Black Flies

When I was in Portland, Oregon, I lived in a hippie house, and a lot of times I would find my mail buried in piles, with a postmark that was several months old. (Hippies are great but not very dependable when it comes to the mundane details of life.) To remedy this problem, I got myself a post office box in downtown Portland, and I would make almost daily visits to the post office. Often on the tables bearing labels and other post office accessories, people would leave mail that they didn’t want from their boxes.

 

One day I found two medical journals that a doctor had discarded, and I took them home with me. What gold! I would page through these magazines looking at strange rashes, the third stage of syphilis, necrotic flesh from a brown recluse spider bite and scare myself silly with the awful, terrible diseases out there. I still have those magazines. That’s what Black Flies reminds me of–those medical magazines.

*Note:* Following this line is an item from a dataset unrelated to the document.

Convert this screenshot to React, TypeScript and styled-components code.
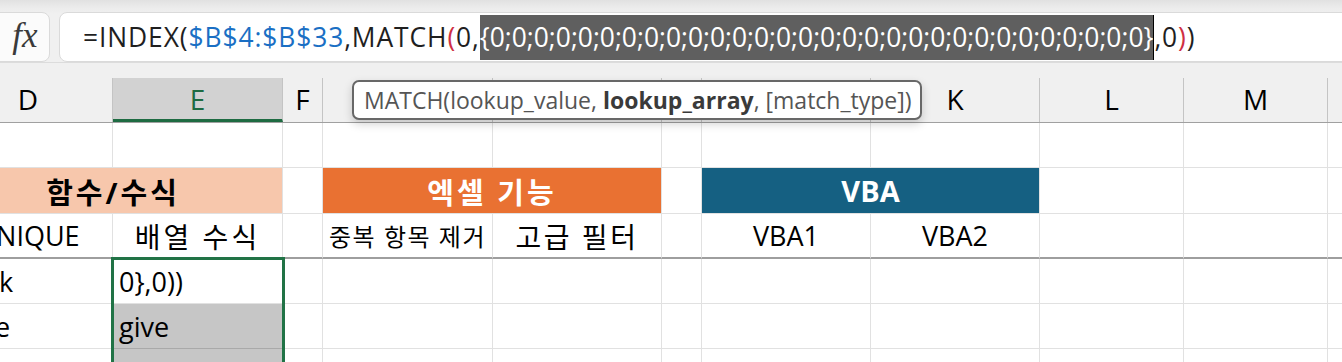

The novel is from the viewpoint of a young medic who has just started working in Harlem and must go through the initiation rites that anybody must endure in a new workplace. Of course, when your workplace is an ambulance and emergency room, these initiation rites become quite macabre. The author Shannon Burke goes into excruciating detail about the bad things that are out there–that can happen to a body–and I love it. The descriptions of what happens to a corpse in the dead heat of summer after five days and what a gunshot to the brain looks like–they satisfy the horror junkie in me. I like knowing what color intestines are and things of that nature.

The fictional narrative is broken up with quoted text from medical manuals and that is just as fascinating to me as the story. When I was a kid, I loved going through the family medical encyclopedia and seeing all the diseases that are out there. I should see if I can get a subscription to one of these medical magazines–surely I don’t have to be a doctor to get something like that. I think I could get a lot of good ideas from the pictures and stuff because I sure don’t understand a word of the medical jargon.